Almost immediately, Holt realized the job was about so much more than just keeping production lines moving. Supervising dozens of employees on the floor taught him how the business operated, but working alongside people with backgrounds like his removed stigmas he might have encountered elsewhere and gave him the opportunity to work, mentor, and be mentored, all in one place.

I went away when I was 15 years old. In essence, I was a child. This is my first chance at having a legitimate shot at being successful.

“I thought I was strong,” says Holt. “And then I realized I’m nothing when I got a young lady on my shift—a single mother to five children under the age of 12—trying to figure out child care and still work 40-plus hours a week to make ends meet. That’s strength.” Ditto, he says, for coworkers who had nowhere to live when they were first released from prison but somehow made it through. Or the “young man working the line [who’s] in recovery from heroin,” and whose every moment “is literally a life and death struggle to stay clean. They [all] serve as my beacon of hope. Every opportunity I got, I made sure I reminded them of that.”

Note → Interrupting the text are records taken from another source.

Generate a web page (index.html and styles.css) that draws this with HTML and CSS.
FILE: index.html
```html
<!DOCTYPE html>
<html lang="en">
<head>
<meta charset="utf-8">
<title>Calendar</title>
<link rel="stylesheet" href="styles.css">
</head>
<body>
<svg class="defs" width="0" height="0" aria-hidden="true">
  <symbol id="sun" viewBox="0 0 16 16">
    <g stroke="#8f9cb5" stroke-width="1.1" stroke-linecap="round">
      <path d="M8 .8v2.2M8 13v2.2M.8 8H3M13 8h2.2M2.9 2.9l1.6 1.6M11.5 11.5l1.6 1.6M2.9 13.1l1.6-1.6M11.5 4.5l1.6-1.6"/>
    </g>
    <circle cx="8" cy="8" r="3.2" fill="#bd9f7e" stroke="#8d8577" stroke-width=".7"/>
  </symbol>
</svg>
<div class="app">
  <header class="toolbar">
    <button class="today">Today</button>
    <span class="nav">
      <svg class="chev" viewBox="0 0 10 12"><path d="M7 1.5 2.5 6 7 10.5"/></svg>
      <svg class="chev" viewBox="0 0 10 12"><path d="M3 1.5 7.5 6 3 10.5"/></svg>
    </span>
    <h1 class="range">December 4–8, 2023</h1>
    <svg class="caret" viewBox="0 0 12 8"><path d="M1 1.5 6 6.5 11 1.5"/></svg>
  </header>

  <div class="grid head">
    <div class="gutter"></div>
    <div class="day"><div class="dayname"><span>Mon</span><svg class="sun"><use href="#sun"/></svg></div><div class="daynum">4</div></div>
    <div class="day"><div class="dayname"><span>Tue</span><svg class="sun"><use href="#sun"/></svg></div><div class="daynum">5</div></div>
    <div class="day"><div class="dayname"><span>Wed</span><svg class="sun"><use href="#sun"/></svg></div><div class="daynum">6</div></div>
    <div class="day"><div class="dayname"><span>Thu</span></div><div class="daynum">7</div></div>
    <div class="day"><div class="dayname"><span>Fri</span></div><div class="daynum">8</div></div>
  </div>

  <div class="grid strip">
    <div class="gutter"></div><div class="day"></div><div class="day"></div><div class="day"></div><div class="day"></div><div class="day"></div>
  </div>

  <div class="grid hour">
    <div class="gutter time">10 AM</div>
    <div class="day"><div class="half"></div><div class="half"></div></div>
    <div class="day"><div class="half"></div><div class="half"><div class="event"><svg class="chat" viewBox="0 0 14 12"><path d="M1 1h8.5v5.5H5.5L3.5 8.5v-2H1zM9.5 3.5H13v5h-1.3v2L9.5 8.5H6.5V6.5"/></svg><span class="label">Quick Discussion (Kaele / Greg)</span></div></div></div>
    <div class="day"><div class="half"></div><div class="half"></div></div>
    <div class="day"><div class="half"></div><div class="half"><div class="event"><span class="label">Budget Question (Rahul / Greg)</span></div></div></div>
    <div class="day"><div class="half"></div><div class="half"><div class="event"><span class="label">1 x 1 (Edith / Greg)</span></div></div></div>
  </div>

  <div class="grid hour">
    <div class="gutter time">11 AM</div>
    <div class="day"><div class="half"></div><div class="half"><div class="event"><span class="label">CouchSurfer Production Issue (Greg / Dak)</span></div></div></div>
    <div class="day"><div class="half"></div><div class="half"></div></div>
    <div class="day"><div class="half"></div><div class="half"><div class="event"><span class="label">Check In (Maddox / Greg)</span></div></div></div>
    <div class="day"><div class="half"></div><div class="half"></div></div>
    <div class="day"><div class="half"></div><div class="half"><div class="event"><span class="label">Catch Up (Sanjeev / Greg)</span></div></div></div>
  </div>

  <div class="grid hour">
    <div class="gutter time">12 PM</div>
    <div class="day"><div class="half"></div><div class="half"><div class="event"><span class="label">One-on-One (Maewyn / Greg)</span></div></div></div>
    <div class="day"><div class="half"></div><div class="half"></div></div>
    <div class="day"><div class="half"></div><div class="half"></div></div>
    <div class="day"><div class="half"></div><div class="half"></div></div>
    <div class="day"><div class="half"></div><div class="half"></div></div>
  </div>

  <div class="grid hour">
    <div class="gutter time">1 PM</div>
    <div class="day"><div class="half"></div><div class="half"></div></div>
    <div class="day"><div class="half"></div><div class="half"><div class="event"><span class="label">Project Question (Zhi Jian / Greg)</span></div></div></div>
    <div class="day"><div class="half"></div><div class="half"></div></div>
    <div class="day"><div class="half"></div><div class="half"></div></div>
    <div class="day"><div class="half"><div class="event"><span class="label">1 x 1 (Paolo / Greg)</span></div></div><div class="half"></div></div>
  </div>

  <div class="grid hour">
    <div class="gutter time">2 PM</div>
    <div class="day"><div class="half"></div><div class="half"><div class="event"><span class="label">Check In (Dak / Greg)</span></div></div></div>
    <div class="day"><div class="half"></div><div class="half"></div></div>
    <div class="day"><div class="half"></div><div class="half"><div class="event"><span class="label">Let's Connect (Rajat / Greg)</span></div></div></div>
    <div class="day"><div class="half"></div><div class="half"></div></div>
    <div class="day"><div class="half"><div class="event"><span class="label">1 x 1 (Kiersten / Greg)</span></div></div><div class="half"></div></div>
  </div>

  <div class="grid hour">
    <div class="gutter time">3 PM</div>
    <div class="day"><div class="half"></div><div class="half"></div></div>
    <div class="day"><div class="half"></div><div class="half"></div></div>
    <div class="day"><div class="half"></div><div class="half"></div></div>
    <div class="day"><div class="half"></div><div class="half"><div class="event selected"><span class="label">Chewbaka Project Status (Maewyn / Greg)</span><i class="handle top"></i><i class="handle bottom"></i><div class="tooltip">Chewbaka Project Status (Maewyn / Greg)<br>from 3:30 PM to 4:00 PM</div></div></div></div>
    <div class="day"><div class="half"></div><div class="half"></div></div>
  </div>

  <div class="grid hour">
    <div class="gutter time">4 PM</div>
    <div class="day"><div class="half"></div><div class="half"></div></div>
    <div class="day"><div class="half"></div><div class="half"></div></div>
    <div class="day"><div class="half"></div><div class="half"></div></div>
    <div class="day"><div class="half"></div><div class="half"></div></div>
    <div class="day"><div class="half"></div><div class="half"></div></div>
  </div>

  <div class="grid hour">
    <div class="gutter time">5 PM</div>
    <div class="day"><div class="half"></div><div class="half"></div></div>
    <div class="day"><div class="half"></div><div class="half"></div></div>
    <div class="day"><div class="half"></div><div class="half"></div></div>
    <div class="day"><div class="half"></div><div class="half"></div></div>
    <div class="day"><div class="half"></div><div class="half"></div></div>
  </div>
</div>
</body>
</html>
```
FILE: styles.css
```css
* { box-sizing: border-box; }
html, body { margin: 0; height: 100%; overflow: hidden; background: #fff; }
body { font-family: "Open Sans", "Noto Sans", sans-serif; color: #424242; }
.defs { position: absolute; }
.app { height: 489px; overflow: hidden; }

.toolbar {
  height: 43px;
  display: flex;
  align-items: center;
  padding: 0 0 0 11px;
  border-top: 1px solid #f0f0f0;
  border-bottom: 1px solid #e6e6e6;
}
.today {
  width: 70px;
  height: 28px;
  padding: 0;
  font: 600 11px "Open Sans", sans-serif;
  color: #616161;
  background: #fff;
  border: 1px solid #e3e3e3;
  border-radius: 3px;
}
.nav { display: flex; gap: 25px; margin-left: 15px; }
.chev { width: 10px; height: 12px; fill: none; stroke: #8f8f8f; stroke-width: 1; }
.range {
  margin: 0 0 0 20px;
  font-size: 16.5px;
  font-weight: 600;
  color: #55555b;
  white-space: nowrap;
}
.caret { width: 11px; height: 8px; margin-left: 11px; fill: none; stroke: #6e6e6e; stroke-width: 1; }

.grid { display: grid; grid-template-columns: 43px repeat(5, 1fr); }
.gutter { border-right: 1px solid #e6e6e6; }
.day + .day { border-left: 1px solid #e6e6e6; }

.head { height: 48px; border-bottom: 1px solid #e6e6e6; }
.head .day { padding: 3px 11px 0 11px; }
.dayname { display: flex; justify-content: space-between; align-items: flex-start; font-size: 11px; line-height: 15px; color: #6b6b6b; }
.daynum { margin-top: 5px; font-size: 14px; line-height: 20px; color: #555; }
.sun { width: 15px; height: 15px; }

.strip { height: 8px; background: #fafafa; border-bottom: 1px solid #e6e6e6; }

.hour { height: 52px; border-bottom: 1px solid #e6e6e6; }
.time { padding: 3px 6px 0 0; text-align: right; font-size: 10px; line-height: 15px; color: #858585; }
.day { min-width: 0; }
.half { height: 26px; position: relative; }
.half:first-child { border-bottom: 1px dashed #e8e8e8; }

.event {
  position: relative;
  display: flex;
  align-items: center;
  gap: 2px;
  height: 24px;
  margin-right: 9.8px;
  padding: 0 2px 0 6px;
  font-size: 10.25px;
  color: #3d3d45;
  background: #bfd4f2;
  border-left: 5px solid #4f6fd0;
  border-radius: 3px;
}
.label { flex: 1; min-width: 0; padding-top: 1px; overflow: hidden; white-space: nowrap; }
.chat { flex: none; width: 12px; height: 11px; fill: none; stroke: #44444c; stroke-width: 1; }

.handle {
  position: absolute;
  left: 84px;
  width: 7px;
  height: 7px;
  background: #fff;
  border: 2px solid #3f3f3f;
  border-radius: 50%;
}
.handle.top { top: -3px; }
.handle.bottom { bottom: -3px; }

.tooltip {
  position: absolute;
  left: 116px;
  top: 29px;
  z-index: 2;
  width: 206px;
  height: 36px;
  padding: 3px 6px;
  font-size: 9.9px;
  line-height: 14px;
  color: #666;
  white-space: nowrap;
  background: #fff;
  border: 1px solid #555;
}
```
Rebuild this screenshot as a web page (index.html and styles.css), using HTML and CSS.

In spring 2019, Holt was promoted to his current position, commercialization coordinator, where he manages all of Nehemiah’s new product development. He has his own cubicle in the company’s business offices, but still stays in close contact with people on the production line floor. His life has changed in countless other ways, too. He’s engaged to be married, and lives in Hyde Park. Together, he and his fiancée have an 8-month-old daughter who’s “on the move fast,” says Holt. The day after this interview, all three of them flew to Boston, where he spoke to Harvard Business School students and faculty about his life’s journey thus far.

Nehemiah has played a huge role in his transformation, but so has Holt—through his attitude, his perseverance, and his personal strength. “I went away when I was 15 years old,” he says. “In essence, I was a child. This is my first chance at having a legitimate shot at being successful.”